### DATA EXCERPT
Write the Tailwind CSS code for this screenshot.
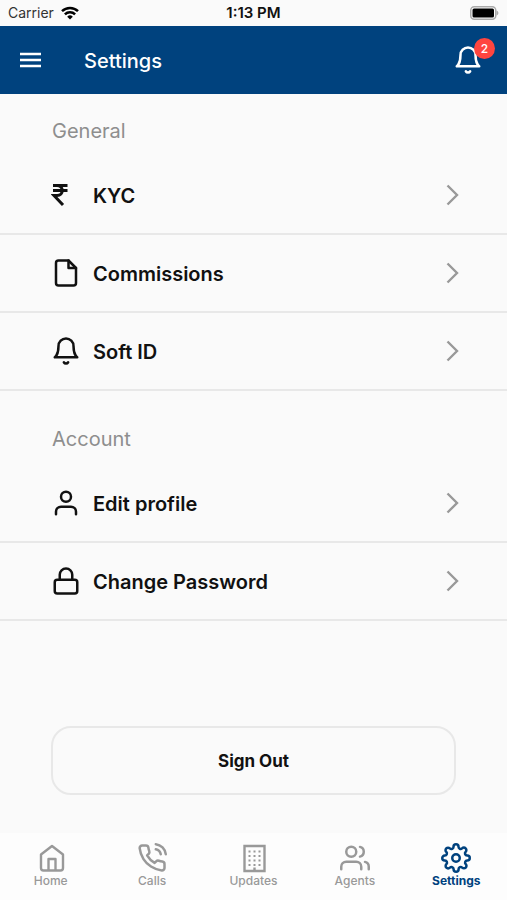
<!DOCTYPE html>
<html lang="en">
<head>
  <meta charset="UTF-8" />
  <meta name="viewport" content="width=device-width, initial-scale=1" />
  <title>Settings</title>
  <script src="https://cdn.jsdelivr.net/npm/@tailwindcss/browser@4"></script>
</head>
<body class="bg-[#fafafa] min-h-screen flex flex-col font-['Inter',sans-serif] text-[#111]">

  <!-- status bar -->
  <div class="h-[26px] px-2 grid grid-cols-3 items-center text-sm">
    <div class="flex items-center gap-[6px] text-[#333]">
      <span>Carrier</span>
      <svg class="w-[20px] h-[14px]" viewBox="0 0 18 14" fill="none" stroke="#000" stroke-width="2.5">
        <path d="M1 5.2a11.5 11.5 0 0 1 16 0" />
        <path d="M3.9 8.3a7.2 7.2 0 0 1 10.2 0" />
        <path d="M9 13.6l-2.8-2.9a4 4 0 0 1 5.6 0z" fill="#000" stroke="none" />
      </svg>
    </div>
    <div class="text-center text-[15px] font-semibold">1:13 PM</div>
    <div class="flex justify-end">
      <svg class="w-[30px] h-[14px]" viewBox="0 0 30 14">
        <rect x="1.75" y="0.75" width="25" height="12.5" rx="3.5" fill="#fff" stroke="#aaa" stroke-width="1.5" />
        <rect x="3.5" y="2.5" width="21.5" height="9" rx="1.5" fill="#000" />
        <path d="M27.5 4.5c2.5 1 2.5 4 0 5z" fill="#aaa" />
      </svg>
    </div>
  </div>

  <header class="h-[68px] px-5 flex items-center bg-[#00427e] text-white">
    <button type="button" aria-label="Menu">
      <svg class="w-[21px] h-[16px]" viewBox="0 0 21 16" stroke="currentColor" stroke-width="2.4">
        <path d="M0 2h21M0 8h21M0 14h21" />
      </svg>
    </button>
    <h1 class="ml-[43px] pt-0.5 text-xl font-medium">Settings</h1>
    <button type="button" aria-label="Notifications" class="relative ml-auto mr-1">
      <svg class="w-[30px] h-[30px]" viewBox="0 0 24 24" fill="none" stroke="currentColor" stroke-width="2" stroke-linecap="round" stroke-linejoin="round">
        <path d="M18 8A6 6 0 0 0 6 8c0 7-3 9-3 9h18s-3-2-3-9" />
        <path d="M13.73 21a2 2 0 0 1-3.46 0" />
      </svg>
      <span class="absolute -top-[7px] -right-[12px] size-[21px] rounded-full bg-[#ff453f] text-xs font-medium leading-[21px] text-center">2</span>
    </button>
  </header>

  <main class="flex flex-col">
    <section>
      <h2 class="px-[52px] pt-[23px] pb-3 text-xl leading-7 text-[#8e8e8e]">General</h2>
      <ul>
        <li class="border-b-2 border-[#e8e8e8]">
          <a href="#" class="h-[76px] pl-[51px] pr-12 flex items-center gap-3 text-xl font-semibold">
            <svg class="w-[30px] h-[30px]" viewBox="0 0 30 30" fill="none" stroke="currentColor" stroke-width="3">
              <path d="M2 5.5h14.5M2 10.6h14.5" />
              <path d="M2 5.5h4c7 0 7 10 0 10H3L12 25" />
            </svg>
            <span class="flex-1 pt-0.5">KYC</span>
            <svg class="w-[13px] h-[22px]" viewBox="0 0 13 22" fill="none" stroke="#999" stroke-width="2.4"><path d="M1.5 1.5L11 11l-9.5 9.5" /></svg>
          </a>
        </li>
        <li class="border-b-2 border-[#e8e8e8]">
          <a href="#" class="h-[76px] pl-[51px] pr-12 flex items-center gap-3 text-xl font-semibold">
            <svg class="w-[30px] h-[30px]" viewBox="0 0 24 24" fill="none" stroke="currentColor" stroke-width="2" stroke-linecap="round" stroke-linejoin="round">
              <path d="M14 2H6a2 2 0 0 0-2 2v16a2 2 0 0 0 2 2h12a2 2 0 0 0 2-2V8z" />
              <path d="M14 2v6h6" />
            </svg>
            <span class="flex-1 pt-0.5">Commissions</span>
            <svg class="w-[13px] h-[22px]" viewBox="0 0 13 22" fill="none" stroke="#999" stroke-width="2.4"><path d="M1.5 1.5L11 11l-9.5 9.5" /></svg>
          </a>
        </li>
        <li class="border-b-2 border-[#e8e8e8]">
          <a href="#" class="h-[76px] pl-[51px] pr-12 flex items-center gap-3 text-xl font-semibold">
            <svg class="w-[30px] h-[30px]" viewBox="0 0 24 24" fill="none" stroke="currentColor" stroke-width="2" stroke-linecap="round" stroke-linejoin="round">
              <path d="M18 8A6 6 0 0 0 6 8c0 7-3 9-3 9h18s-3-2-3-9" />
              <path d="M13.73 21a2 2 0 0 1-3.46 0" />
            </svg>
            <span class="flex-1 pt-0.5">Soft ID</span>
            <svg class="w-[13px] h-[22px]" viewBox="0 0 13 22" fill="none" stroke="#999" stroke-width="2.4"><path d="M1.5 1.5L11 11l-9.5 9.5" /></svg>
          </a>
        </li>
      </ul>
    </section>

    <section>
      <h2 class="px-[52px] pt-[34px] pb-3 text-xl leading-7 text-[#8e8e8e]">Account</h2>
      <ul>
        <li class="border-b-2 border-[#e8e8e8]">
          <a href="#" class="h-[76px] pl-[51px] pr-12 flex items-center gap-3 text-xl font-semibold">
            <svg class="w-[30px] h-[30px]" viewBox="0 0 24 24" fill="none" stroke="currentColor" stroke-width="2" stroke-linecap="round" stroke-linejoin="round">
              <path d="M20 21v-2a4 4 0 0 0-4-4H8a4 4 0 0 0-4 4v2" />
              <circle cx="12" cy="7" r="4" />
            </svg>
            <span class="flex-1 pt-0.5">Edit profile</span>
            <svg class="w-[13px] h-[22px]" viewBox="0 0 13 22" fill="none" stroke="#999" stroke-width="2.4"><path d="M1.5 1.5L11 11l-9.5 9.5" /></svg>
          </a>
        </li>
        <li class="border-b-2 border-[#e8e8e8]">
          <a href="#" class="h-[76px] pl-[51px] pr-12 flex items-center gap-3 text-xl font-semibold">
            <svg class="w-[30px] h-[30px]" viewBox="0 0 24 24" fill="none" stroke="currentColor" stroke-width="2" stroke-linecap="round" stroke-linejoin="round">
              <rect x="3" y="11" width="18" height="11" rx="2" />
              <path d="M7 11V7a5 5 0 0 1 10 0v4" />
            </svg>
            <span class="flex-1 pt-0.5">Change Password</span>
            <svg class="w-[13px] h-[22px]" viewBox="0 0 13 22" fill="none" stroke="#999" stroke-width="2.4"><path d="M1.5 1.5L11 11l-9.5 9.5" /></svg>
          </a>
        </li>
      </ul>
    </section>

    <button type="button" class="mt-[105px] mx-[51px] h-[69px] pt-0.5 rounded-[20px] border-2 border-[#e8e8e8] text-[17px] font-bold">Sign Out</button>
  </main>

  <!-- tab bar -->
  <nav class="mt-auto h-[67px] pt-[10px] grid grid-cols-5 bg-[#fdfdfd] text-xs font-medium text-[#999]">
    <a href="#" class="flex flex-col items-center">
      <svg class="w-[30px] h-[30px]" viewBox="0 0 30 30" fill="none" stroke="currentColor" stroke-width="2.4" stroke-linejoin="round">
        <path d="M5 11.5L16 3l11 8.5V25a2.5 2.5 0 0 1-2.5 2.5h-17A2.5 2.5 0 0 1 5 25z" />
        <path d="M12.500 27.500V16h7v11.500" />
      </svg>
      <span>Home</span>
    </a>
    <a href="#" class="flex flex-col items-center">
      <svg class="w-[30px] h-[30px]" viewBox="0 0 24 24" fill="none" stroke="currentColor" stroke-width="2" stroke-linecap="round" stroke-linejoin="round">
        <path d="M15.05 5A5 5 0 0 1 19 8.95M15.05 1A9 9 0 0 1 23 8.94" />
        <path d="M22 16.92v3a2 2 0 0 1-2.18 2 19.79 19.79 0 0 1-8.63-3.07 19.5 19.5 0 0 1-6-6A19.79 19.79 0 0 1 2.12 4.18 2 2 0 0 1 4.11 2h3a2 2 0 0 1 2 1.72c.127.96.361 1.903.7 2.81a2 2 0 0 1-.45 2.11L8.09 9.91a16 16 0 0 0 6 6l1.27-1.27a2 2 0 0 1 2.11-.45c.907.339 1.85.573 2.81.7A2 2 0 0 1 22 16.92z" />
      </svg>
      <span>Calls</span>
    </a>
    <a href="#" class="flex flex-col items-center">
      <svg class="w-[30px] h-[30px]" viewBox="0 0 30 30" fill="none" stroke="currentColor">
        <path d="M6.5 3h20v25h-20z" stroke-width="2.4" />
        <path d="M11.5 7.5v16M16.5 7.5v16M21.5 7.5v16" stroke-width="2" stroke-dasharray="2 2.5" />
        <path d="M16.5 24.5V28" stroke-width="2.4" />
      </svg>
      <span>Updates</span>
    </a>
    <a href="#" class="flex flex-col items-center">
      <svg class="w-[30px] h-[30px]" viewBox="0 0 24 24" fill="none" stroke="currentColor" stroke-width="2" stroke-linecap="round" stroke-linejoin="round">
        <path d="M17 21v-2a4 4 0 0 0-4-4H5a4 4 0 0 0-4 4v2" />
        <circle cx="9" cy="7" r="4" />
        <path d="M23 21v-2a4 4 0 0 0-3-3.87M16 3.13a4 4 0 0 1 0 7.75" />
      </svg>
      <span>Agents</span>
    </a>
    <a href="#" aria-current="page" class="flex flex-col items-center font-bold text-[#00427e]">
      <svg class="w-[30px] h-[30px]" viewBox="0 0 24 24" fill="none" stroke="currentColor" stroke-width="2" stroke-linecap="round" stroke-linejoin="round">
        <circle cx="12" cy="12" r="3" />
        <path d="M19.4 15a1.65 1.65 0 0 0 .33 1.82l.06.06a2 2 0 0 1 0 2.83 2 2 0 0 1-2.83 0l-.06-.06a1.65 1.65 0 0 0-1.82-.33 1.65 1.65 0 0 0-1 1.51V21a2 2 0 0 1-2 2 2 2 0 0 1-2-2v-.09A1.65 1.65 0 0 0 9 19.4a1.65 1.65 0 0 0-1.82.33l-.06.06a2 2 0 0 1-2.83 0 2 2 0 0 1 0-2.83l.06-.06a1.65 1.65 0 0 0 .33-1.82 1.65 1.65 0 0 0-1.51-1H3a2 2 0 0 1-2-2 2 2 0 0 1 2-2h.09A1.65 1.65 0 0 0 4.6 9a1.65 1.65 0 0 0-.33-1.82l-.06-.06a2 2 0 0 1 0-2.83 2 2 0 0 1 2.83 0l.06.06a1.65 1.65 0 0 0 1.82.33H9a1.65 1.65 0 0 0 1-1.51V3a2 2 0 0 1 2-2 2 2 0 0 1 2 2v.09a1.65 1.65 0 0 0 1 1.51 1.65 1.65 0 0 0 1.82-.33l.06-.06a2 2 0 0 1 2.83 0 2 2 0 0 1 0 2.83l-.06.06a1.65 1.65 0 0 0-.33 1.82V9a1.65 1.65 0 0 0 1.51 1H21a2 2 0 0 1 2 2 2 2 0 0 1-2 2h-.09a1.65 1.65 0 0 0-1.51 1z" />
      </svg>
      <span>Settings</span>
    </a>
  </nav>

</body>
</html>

### WORK TO COMPLETE
Return exactly what appears from the opening line of the material through the line with "min-h-screen flex flex-col", apart from the pictures.

### TASK ANSWER
Write the Tailwind CSS code for this screenshot.
<!DOCTYPE html>
<html lang="en">
<head>
  <meta charset="UTF-8" />
  <meta name="viewport" content="width=device-width, initial-scale=1" />
  <title>Settings</title>
  <script src="https://cdn.jsdelivr.net/npm/@tailwindcss/browser@4"></script>
</head>
<body class="bg-[#fafafa] min-h-screen flex flex-col font-['Inter',sans-serif] text-[#111]">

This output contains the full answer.